Additionally, BYD has built an ocean fleet of eight roll-on/roll-off ships, with annual capacity exceeding one million vehicles, cutting logistics costs by 40%. A partnership with Shell to build 120 ultra-fast charging stations will cover major EU highways. The integrated "vehicle-charger-storage" ecosystem further strengthens brand competitiveness.

Full-Stack Self-Development: The Irreplaceable Foundation

Technology is BYD's core strength. Full-stack self-developed batteries, powertrains, and intelligent systems make BYD irreplaceable globally.

Over five years, BYD invested over RMB 220 billion in R&D. In the first three quarters of 2025, R&D spending reached RMB 43.75 billion, up 31% YoY. This has built a "technology reservoir" with three core technological barriers:

  • Blade Battery: Structure innovation ensures no open flames under extreme conditions, passing strict tests worldwide. In safety-conscious Europe, this is a key advantage; in emerging markets, its long life and low cost perfectly suit local needs.
  • Dual Powertrain Strategy: DM-i plug-in hybrid and pure electric platforms cover global markets. DM-i solves insufficient charging infrastructure in emerging markets with low fuel consumption (3.8L/100km) and over 1,200 km range. Pure electric platform supports high-end models like Seal and Han EV competing with Tesla and Volkswagen in Europe. Megawatt flash charging achieves "5 minutes charge for 400 km range."
  • Intelligent Systems: DiPilot smart driving system adapts to global traffic rules and passes EU certification. DiLink infotainment system supports multiple languages and local apps. Self-developed automotive-grade chips ensure supply chain stability.

Long-term R&D investment creates a virtuous cycle of "R&D-application-iteration," enabling rapid response to global market demands.

Independent and Controllable: Cost and Resilience Advantages

"Full industrial chain self-control gives us initiative in global competition. No one can block us, so we can calmly face various risks and steadily advance globalization," said Wang Chuanfu at the 2024 Global NEV Conference.

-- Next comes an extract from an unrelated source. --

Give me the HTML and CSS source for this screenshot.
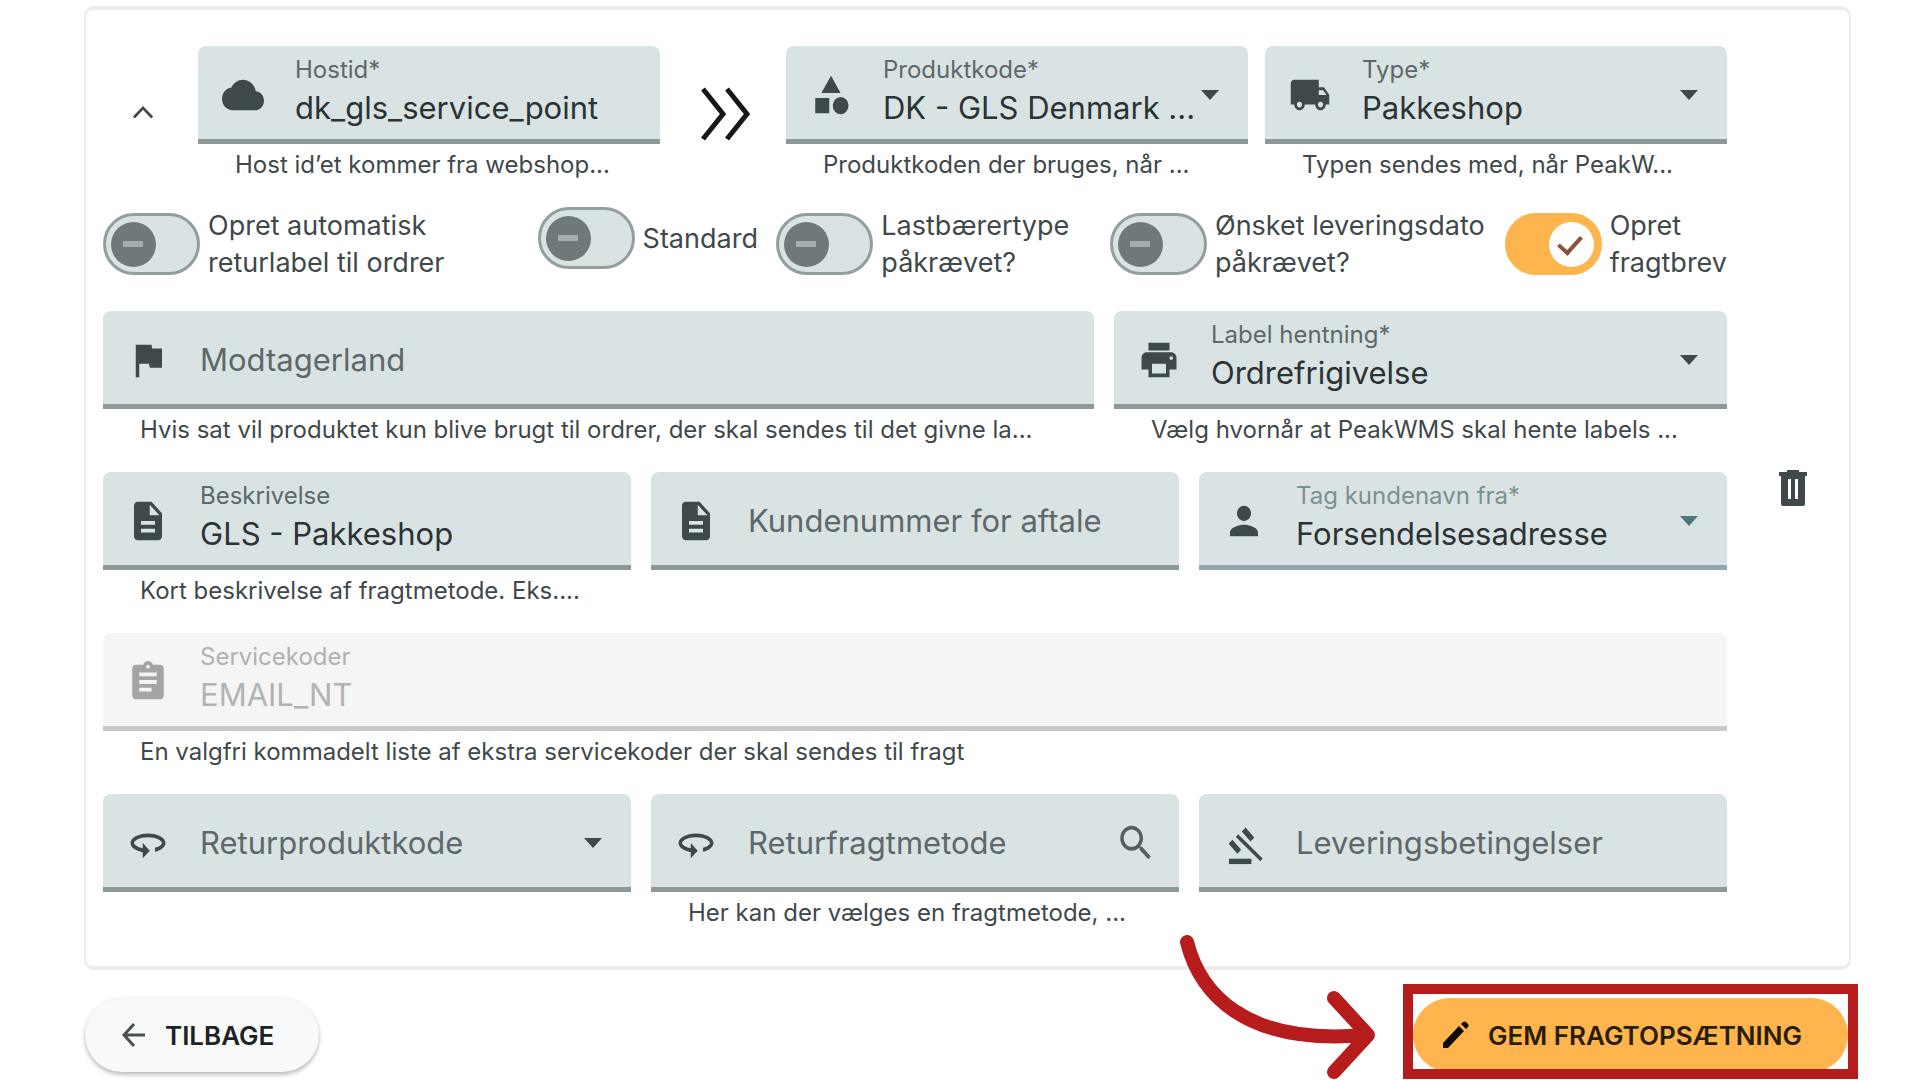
FILE: index.html
```html
<!DOCTYPE html>
<html lang="da">
<head>
<meta charset="utf-8">
<meta name="viewport" content="width=device-width, initial-scale=1">
<title>Fragtopsætning</title>
<link rel="stylesheet" href="styles.css">
</head>
<body>
<svg class="sprite" aria-hidden="true">
  <symbol id="i-cloud" viewBox="0 0 24 24" preserveAspectRatio="none"><path d="M19.35 10.04C18.67 6.59 15.64 4 12 4 9.11 4 6.6 5.64 5.35 8.04 2.34 8.36 0 10.91 0 14c0 3.31 2.69 6 6 6h13c2.76 0 5-2.24 5-5 0-2.64-2.05-4.78-4.65-4.96z"/></symbol>
  <symbol id="i-category" viewBox="0 0 24 24" preserveAspectRatio="none"><path d="M12 2l-5.500 9h11zM3 13.500h8v8H3z"/><circle cx="17.500" cy="17.500" r="4.500"/></symbol>
  <symbol id="i-truck" viewBox="0 0 24 24" preserveAspectRatio="none"><path d="M20 8h-3V4H3c-1.100 0-2 .9-2 2v11h2c0 1.660 1.340 3 3 3s3-1.340 3-3h6c0 1.660 1.340 3 3 3s3-1.340 3-3h2v-5l-3-4zM6 18.500c-.83 0-1.500-.67-1.500-1.500s.67-1.500 1.500-1.500 1.500.67 1.500 1.500-.67 1.500-1.500 1.500zm13.500-9l1.960 2.500H17V9.500h2.500zm-1.500 9c-.83 0-1.500-.67-1.500-1.500s.67-1.500 1.500-1.500 1.500.67 1.500 1.500-.67 1.500-1.500 1.500z"/></symbol>
  <symbol id="i-flag" viewBox="0 0 24 24" preserveAspectRatio="none"><path d="M14.400 6L14 4H5v17h2v-7h5.600l.4 2h7V6z"/></symbol>
  <symbol id="i-print" viewBox="0 0 24 24" preserveAspectRatio="none"><path d="M19 8H5c-1.660 0-3 1.340-3 3v6h4v4h12v-4h4v-6c0-1.660-1.340-3-3-3zm-3 11H8v-5h8v5zm3-7c-.55 0-1-.45-1-1s.45-1 1-1 1 .45 1 1-.45 1-1 1zm-1-9H6v4h12V3z"/></symbol>
  <symbol id="i-doc" viewBox="0 0 24 24" preserveAspectRatio="none"><path d="M14 2H6c-1.100 0-1.990.9-1.990 2L4 20c0 1.100.89 2 1.990 2H18c1.100 0 2-.9 2-2V8l-6-6zm2 16H8v-2h8v2zm0-4H8v-2h8v2zm-3-5V3.500L18.500 9H13z"/></symbol>
  <symbol id="i-person" viewBox="0 0 24 24" preserveAspectRatio="none"><path d="M12 12c2.210 0 4-1.790 4-4s-1.790-4-4-4-4 1.790-4 4 1.790 4 4 4zm0 2c-2.670 0-8 1.340-8 4v2h16v-2c0-2.660-5.330-4-8-4z"/></symbol>
  <symbol id="i-assignment" viewBox="0 0 24 24" preserveAspectRatio="none"><path d="M19 3h-4.180C14.400 1.840 13.300 1 12 1c-1.300 0-2.400.84-2.820 2H5c-1.100 0-2 .9-2 2v14c0 1.100.9 2 2 2h14c1.100 0 2-.9 2-2V5c0-1.100-.9-2-2-2zm-7 0c.55 0 1 .45 1 1s-.45 1-1 1-1-.45-1-1 .45-1 1-1zm2 14H7v-2h7v2zm3-4H7v-2h10v2zm0-4H7V7h10v2z"/></symbol>
  <symbol id="i-return" viewBox="0 0 24 24" preserveAspectRatio="none"><path d="M12 7C6.480 7 2 9.240 2 12c0 2.240 2.940 4.130 7 4.770V20l4-4-4-4v2.730c-3.150-.56-5-1.900-5-2.730 0-1.060 3.040-3 8-3s8 1.940 8 3c0 .73-1.460 1.890-4 2.530v2.050c3.530-.77 6-2.530 6-4.580 0-2.760-4.480-5-10-5z"/></symbol>
  <symbol id="i-search" viewBox="0 0 24 24" preserveAspectRatio="none"><path d="M15.500 14h-.79l-.28-.27C15.410 12.590 16 11.110 16 9.500 16 5.910 13.090 3 9.500 3S3 5.910 3 9.500 5.910 16 9.500 16c1.610 0 3.090-.59 4.230-1.570l.27.28v.79l5 4.990L20.490 19l-4.990-5zm-6 0C7.010 14 5 11.990 5 9.500S7.010 5 9.500 5 14 7.010 14 9.500 11.990 14 9.500 14z"/></symbol>
  <symbol id="i-gavel" viewBox="0 0 24 24" preserveAspectRatio="none"><path d="M3.400 20.200h12.800v2.800H3.400z"/><path fill="none" stroke="currentColor" stroke-width="3" d="M11.800 5l5 5.200M4.300 11.400l5 5.200"/><path fill="none" stroke="currentColor" stroke-width="1.900" d="M8 8.200l14 12.600"/></symbol>
  <symbol id="i-caret" viewBox="0 0 20 12" preserveAspectRatio="none"><path d="M1 1h18l-9 10z"/></symbol>
</svg>

<main>
<form class="page">
  <section class="card">
    <div class="rows">

      <div class="row row-host">
        <button type="button" class="collapse" aria-label="Skjul"><svg width="22" height="15" viewBox="0 0 24 16"><path d="M2 13.500L12 3l10 10.500"/></svg></button>
        <div class="cell">
          <div class="field">
            <svg class="icon"><use href="#i-cloud"/></svg>
            <label class="label" for="hostid">Hostid*</label>
            <input class="value" id="hostid" type="text" value="dk_gls_service_point">
          </div>
          <p class="hint">Host id’et kommer fra webshop...</p>
        </div>
        <svg class="arrows" width="50" height="56" viewBox="0 0 50 56"><path d="M3 3l20 25L3 53M27 3l20 25-20 25"/></svg>
        <div class="cell">
          <div class="field">
            <svg class="icon"><use href="#i-category"/></svg>
            <label class="label" for="produktkode">Produktkode*</label>
            <select class="value" id="produktkode"><option>DK - GLS Denmark ...</option></select>
            <svg class="caret"><use href="#i-caret"/></svg>
          </div>
          <p class="hint">Produktkoden der bruges, når ...</p>
        </div>
        <div class="cell cell-last">
          <div class="field">
            <svg class="icon"><use href="#i-truck"/></svg>
            <label class="label" for="type">Type*</label>
            <select class="value" id="type"><option>Pakkeshop</option></select>
            <svg class="caret"><use href="#i-caret"/></svg>
          </div>
          <p class="hint">Typen sendes med, når PeakW...</p>
        </div>
      </div>

      <div class="row row-toggles">
        <label class="toggle"><input type="checkbox" class="switch"><span>Opret automatisk<br>returlabel til ordrer</span></label>
        <label class="toggle"><input type="checkbox" class="switch"><span>Standard</span></label>
        <label class="toggle"><input type="checkbox" class="switch"><span>Lastbærertype<br>påkrævet?</span></label>
        <label class="toggle"><input type="checkbox" class="switch"><span>Ønsket leveringsdato<br>påkrævet?</span></label>
        <label class="toggle"><input type="checkbox" class="switch" checked><span>Opret<br>fragtbrev</span></label>
      </div>

      <div class="row row-country">
        <div class="cell">
          <div class="field empty">
            <svg class="icon"><use href="#i-flag"/></svg>
            <label class="label" for="land">Modtagerland</label>
            <input class="value" id="land" type="text">
          </div>
          <p class="hint">Hvis sat vil produktet kun blive brugt til ordrer, der skal sendes til det givne la...</p>
        </div>
        <div class="cell">
          <div class="field">
            <svg class="icon"><use href="#i-print"/></svg>
            <label class="label" for="hentning">Label hentning*</label>
            <select class="value" id="hentning"><option>Ordrefrigivelse</option></select>
            <svg class="caret"><use href="#i-caret"/></svg>
          </div>
          <p class="hint">Vælg hvornår at PeakWMS skal hente labels ...</p>
        </div>
      </div>

      <div class="row row-thirds">
        <div class="cell">
          <div class="field">
            <svg class="icon"><use href="#i-doc"/></svg>
            <label class="label" for="beskrivelse">Beskrivelse</label>
            <input class="value" id="beskrivelse" type="text" value="GLS - Pakkeshop">
          </div>
          <p class="hint">Kort beskrivelse af fragtmetode. Eks....</p>
        </div>
        <div class="cell">
          <div class="field empty">
            <svg class="icon"><use href="#i-doc"/></svg>
            <label class="label" for="kundenummer">Kundenummer for aftale</label>
            <input class="value" id="kundenummer" type="text">
          </div>
        </div>
        <div class="cell">
          <div class="field active">
            <svg class="icon"><use href="#i-person"/></svg>
            <label class="label" for="kundenavn">Tag kundenavn fra*</label>
            <select class="value" id="kundenavn"><option>Forsendelsesadresse</option></select>
            <svg class="caret"><use href="#i-caret"/></svg>
          </div>
        </div>
      </div>

      <div class="row">
        <div class="cell">
          <div class="field disabled">
            <svg class="icon"><use href="#i-assignment"/></svg>
            <label class="label" for="servicekoder">Servicekoder</label>
            <input class="value" id="servicekoder" type="text" value="EMAIL_NT" disabled>
          </div>
          <p class="hint">En valgfri kommadelt liste af ekstra servicekoder der skal sendes til fragt</p>
        </div>
      </div>

      <div class="row row-thirds">
        <div class="cell">
          <div class="field empty">
            <svg class="icon"><use href="#i-return"/></svg>
            <label class="label" for="returkode">Returproduktkode</label>
            <select class="value" id="returkode"><option></option></select>
            <svg class="caret"><use href="#i-caret"/></svg>
          </div>
        </div>
        <div class="cell">
          <div class="field empty has-search">
            <svg class="icon"><use href="#i-return"/></svg>
            <label class="label" for="returmetode">Returfragtmetode</label>
            <input class="value" id="returmetode" type="text">
            <svg class="icon search"><use href="#i-search"/></svg>
          </div>
          <p class="hint">Her kan der vælges en fragtmetode, ...</p>
        </div>
        <div class="cell">
          <div class="field empty">
            <svg class="icon"><use href="#i-gavel"/></svg>
            <label class="label" for="betingelser">Leveringsbetingelser</label>
            <input class="value" id="betingelser" type="text">
          </div>
        </div>
      </div>
    </div>

    <button type="button" class="delete" aria-label="Slet">
      <svg width="28" height="36" viewBox="0 0 28 36"><path fill-rule="evenodd" d="M8 0h12v2h8v4h-2v28q0 2-2 2H4q-2 0-2-2V6H0V2h8zM9 9v20h3V9zM16 9v20h3V9z"/></svg>
    </button>
  </section>

  <footer class="actions">
    <button type="button" class="btn back">
      <svg width="24" height="24" viewBox="0 0 24 24"><path fill="none" stroke="currentColor" stroke-width="3" d="M12 1L2 12l10 11M2 12h21"/></svg>
      TILBAGE
    </button>
    <div class="highlight">
      <button type="submit" class="btn save">
        <svg width="28" height="28" viewBox="0 0 28 28"><path d="M1 27v-5L17 5l5 5L6 27zM19 3l2-2q1.500-1 3 0l2 2q1.500 1.500 0 3l-2 2z"/></svg>
        GEM FRAGTOPSÆTNING
      </button>
      <svg class="pointer" width="200" height="146" viewBox="0 0 200 146" aria-hidden="true"><path d="M10 9C22 57 64 113 188 102M157 65l34 37-34 37"/></svg>
    </div>
  </footer>
</form>
</main>
</body>
</html>
```
FILE: styles.css
```css
* { box-sizing: border-box; }

body {
  margin: 0;
  background: #fff;
  color: #3f484a;
  font-family: Inter, "Liberation Sans", sans-serif;
}

button, input, select {
  font: inherit;
  color: inherit;
  margin: 0;
  padding: 0;
  border: 0;
  background: none;
}

button { cursor: pointer; }

svg { display: block; fill: currentColor; }

.sprite { width: 0; height: 0; position: absolute; }

.page { padding: 6px 69px 8px 84px; }

/* Card */
.card {
  display: grid;
  grid-template-columns: minmax(0, 1fr) 122px;
  border: solid #ececec;
  border-width: 4px 2px;
  border-radius: 10px;
  padding: 36px 0 31px 17px;
}

.rows { display: grid; gap: 20px; }

.row { display: grid; gap: 20px; }

.row-host {
  grid-template-columns: 95px minmax(0, 1fr) 126px minmax(0, 1fr) 17px minmax(0, 1fr);
  gap: 0;
}

.cell-last { grid-column: 6; }

.row-country { grid-template-columns: minmax(0, 991fr) minmax(0, 613fr); }

.row-thirds { grid-template-columns: repeat(3, minmax(0, 1fr)); }

.row-toggles {
  grid-template-columns: 435fr 239fr 334fr 395fr 221fr;
  gap: 0;
  align-items: start;
  padding-bottom: 10px;
}

.collapse, .arrows { place-self: center; }

.collapse { padding: 0 16px 8px 0; }

.collapse path, .arrows path { fill: none; stroke: currentColor; stroke-width: 3; }

.arrows { color: #15181a; margin: 0 0 6px 4px; }

.arrows path { stroke-width: 5; }

/* Filled form fields */
.cell { min-height: 141px; }

.field {
  display: grid;
  grid-template-columns: 42px minmax(0, 1fr) auto;
  grid-template-rows: 26px 50px;
  column-gap: 31px;
  align-content: start;
  height: 98px;
  padding: 11px 28px 0 24px;
  background: #d9e3e3;
  border-bottom: 5px solid #8d9999;
  border-radius: 8px 8px 0 0;
}

.has-search { padding-right: 22px; }

.icon { width: 42px; height: 46px; grid-area: 1 / 1 / 3 / 2; align-self: center; }

.caret {
  width: 20px;
  height: 12px;
  grid-area: 1 / 3 / 3 / 4;
  align-self: center;
  pointer-events: none;
}

.search { grid-area: 1 / 3 / 3 / 4; color: #566062; }

.label {
  grid-area: 1 / 2;
  font-size: 24px;
  line-height: 26px;
  color: #5e686a;
  white-space: nowrap;
}

.value {
  grid-area: 2 / 2 / 3 / 4;
  align-self: center;
  width: 100%;
  font-size: 31px;
  line-height: 40px;
  height: 40px;
  color: #2c3335;
  appearance: none;
  outline: 0;
}

.empty .label { grid-area: 1 / 2 / 3 / 3; font-size: 31px; line-height: 40px; align-self: center; }

.empty .value { grid-area: 1 / 2 / 3 / 4; height: 72px; }

.active { border-bottom-color: #91a9a9; }
.active .label { color: #7a9192; }
.active .caret { color: #4f7677; }

.disabled { background: #f5f5f5; border-bottom-color: #c9c9c9; color: #a3a4a4; }
.disabled .label { color: #b0b1b1; }
.disabled .value { color: #b2b3b4; }

.hint {
  margin: 0;
  padding: 5px 37px 0;
  font-size: 24px;
  line-height: 32px;
  white-space: nowrap;
}

/* Switches */
.toggle {
  display: flex;
  align-items: center;
  gap: 8px;
  font-size: 27px;
  line-height: 37px;
  white-space: nowrap;
}

.switch {
  appearance: none;
  flex: none;
  display: grid;
  align-items: center;
  justify-items: start;
  width: 97px;
  height: 62px;
  padding: 0 5px;
  border: 3px solid #939e9e;
  border-radius: 31px;
  background: #d9e3e3;
}

.switch::before, .switch::after { content: ""; grid-area: 1 / 1; }

.switch::before { width: 45px; height: 45px; border-radius: 50%; background: #6f7979; }

.switch::after { width: 20px; height: 6px; margin-left: 12px; background: #a3adad; }

.switch:checked { justify-items: end; border-color: #ffb54d; background: #ffb54d; }

.switch:checked::before { background: #fff; }

.switch:checked::after {
  width: 10px;
  height: 19px;
  margin: 0 17px 4px 0;
  background: none;
  border: solid #8c5138;
  border-width: 0 4px 4px 0;
  transform: rotate(42deg);
}

.delete { place-self: center; padding: 0 0 6px 10px; }

/* Footer */
.actions { display: flex; justify-content: space-between; padding: 28px 3px 0 1px; }

.btn {
  display: flex;
  align-items: center;
  height: 74px;
  border-radius: 37px;
  font-size: 26px;
  font-weight: 600;
  color: #1d2224;
  white-space: nowrap;
}

.back {
  gap: 19px;
  padding: 0 45px 0 37px;
  background: #f7faf9;
  box-shadow: 0 3px 4px rgba(0, 0, 0, .24), 0 0 3px rgba(0, 0, 0, .08);
}

.back svg { color: #4a5052; }

.save { gap: 18px; padding: 0 46px 0 29px; background: #ffb54d; color: #2a1d00; }

.save svg { color: #0c0a05; }

.highlight { position: relative; }

.highlight::after {
  content: "";
  position: absolute;
  inset: -14px -10px -7px -10px;
  border: 10px solid #b71c1c;
  pointer-events: none;
}

.pointer {
  position: absolute;
  right: calc(100% + 36px);
  bottom: -7px;
  fill: none;
  stroke: #b71c1c;
  stroke-width: 14;
  stroke-linecap: round;
  stroke-linejoin: round;
  pointer-events: none;
}
```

BYD's vertically integrated system covers upstream raw materials to downstream services, creating advantages in cost, efficiency, and resilience:

  • Upstream: Investments in nickel mines in Indonesia and lithium mines in Brazil ensure stable core material supply, mitigating price fluctuations and reducing transport/tariff costs.
  • Core Components: In-house production of battery, motor, and electronic control systems costs 30% less than European peers. Self-developed chips avoid reliance on overseas suppliers, allowing rapid parameter adjustments per market needs (e.g., energy density for Europe, durability for Southeast Asia).
  • Vehicle Manufacturing: Flexible layout with domestic bases for basic supply and nine overseas factories for local production. The Hungary plant will avoid EU tariffs further reducing costs.
  • Downstream Services: Self-owned roll-on/roll-off fleet cuts European delivery time from months to weeks, significantly lowering logistics costs. Collaboration with Shell builds charging network. Over a thousand after-sales service points globally ensure localized support.

Being a "Local Citizen": Solving Localization Challenges

Overseas expansion is not about selling Chinese cars globally, but building suitable vehicles for global markets. Localization is a must-answer question, not an option. Only by truly integrating into local societies can long-term development be achieved.

BYD's localization spans four dimensions: product, talent, culture, and compliance.

  • Product Customization: In Europe, optimized chassis tuning for unlimited-speed highways, multi-language support, local app integration. In Southeast Asia, enhanced vehicle passability for complex roads, prioritized DM-i models. In Brazil, custom hybrid system for ethanol fuel.
  • Local Talent: Over 80% local employees at overseas factories (92% in Thailand). Training centers provide technical training and career paths. Local management and market experts participate in decision-making.
  • Cultural Integration and CSR: Sponsoring sports events in Europe, festival marketing in Southeast Asia, adapting product design in the Middle East. Donating charging facilities, building schools, supporting environmental projects — transitioning from "outsider" to "responsible local citizen."
  • Compliance: Strictly adhering to local laws on environment, labor, data security. In North America, using Mexico plant to bypass trade barriers. Collaborating with local governments and industry associations to clear policy obstacles.

Long-Term Strategic Focus

Wang Chuanfu has repeatedly emphasized: BYD's overseas expansion is never blind; it is precise. The "speed surge" is not rushing but steady advancement. Globalization pursues quality over speed, long-term win-win over short-term gains. BYD aims to be a long-termist, doing each market well, deeply, thoroughly.

The strategy can be summarized as "step by step, key breakthroughs, comprehensive layout."

  • Market Sequence: Priorities emerging markets with low NEV penetration and favorable policies (Southeast Asia, Latin America) to accumulate experience and brand influence, then gradually enter mature markets (Europe, North America).
  • Product Sequence: Start with commercial vehicles (electric buses broke into strict markets like Japan and Europe), then passenger vehicles, achieving dual-wheel drive.
  • Industry Sequence: From product export to CKD assembly to full industrial chain factories, progressively realizing "capacity, technology, and ecosystem export" for long-term stable development.
  • Risk Management: Proactive anticipation and response, such as decisively laying out factories in response to EU anti-subsidy tariffs.